憲法は、国家権力をコントロールするためのよりどころである。憲法知識がごく一部の専門家だけにしか知られていないのでは、憲法はうまく機能しないだろう。市民の間にも理解を深め、権力者がおかしなことをしそうになったら、「それはだめです」と押しとどめる力を持たねばならない。

しかし、専門誌の論文や最高裁の判例を離れ、一般メディアや論壇の議論を見ていると、憲法は本当に待たれているのだろうか、という気がしてくる。そこで流通している憲法論議は、専門の研究者が普段考えていることとあまりにもかけ離れていることが多い。知識人と呼ばれる人たちまでもが、誤った前提のもとに議論をしていたりする。

例えば、「婚姻は、両性の合意のみに基いて成立」する、と定めた憲法24条は、何を意味しているのか。戦前の旧民法では、婚姻に、親や親族の同意が必要であり、当事者の合意だけでは結婚できなかった。また、女性の地位が低く、選挙権もなければ、家庭内でも従属的な立場にあった。憲法24条はこれを改め、当事者の合意「のみ」で婚姻できること、男性だけでなく女性の同意も必要であることを定めるために制定された。

憲法24条は同性婚を禁じているわけではない

こうした時代背景を学んでいれば、憲法24条は、当事者の意思を尊重するために定められたのであって、同性婚を禁じる趣旨など全くないことは明らかだ。にもかかわらず、一般メディアや知識人とされる人が、「憲法24条は同性婚を禁じている」と解説したりする。人々の幸せを本気で願うならば、このような誤った言説を修正し、建設的な議論のベースを作っていかねばならない。

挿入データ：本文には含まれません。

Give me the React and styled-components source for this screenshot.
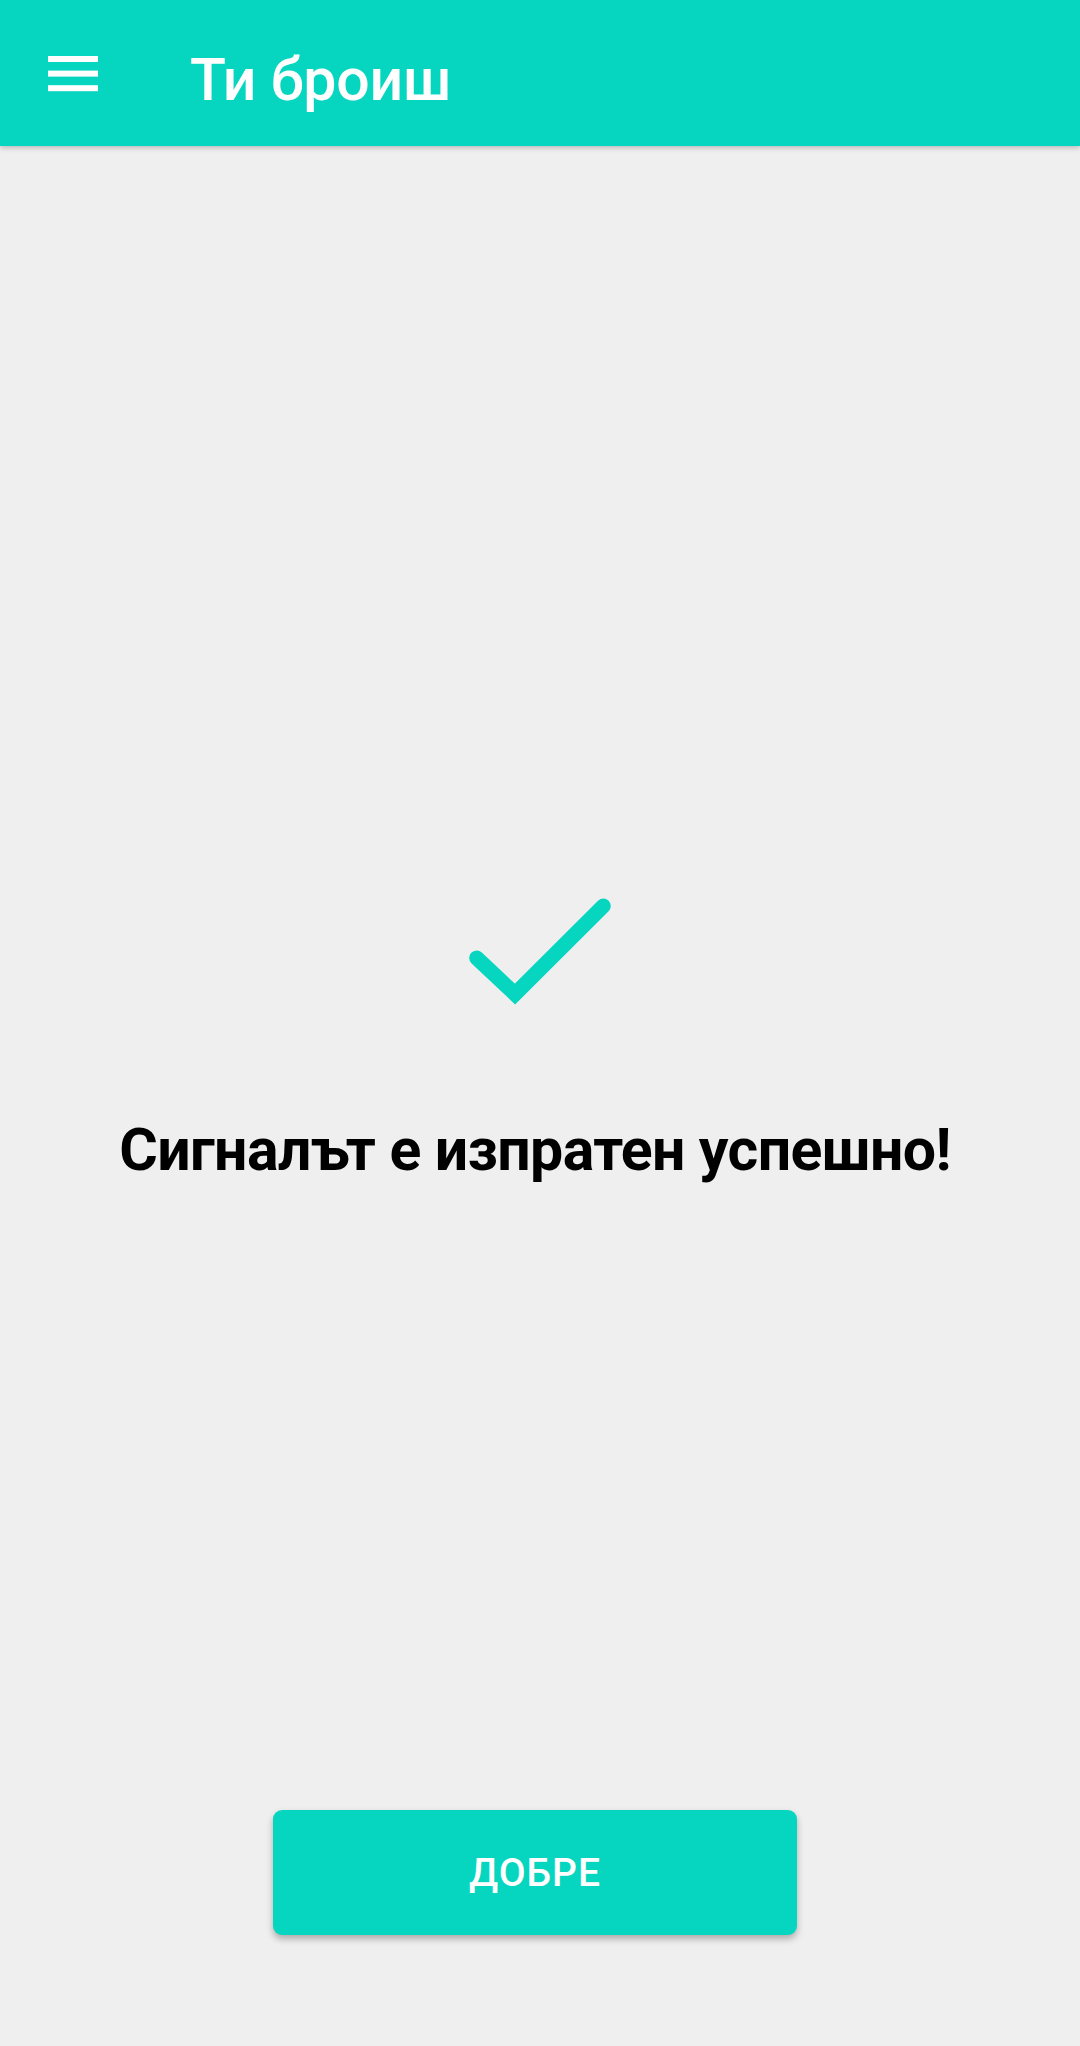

しかしながら、「そんなことは不可能なのではないか」と無力感に襲われることがある。人々がきちんとした学問的知識を求めているなら、そして、そうした学問的知識に裏打ちされた社会の実現を求めているなら、とっくの昔に誤りは修正されているはずではないだろうか。社会は、憲法の求める理想とはかけ離れた世界、すなわち、立憲主義の成立以前の世界を求めているのではないだろうか。

「やってられないなあ、本当に、私は待たれているのだろうか」、という憲法のぼやきが聞こえてきそうだ。いとうせいこう氏の名作『ゴドーは待たれながら』は、ベケット『ゴドーを待ちながら』を裏側から描いている。『待たれながら』のゴドーは、本当に待たれているのだろうかと、延々、逡巡する。これはまさに今の憲法がおかれた状況のようではないか。

しかし、憲法自身は、「ぼやく」なんて態度からは程遠い。憲法12条は、「この憲法が国民に保障する自由及び権利は、国民の不断の努力によって、これを保持しなければならない」と力強く宣言する。

立憲主義の実現に向けた努力が徒労のように感じることもあるかもしれない。しかし、立憲主義のために精一杯努力して、ようやく今の状態にとどまっている。このささやかな努力をやめてしまったら、もっとひどいことになる。

憲法がぼやいているように感じたのは、単なる私のぼやきに過ぎなかったのだ。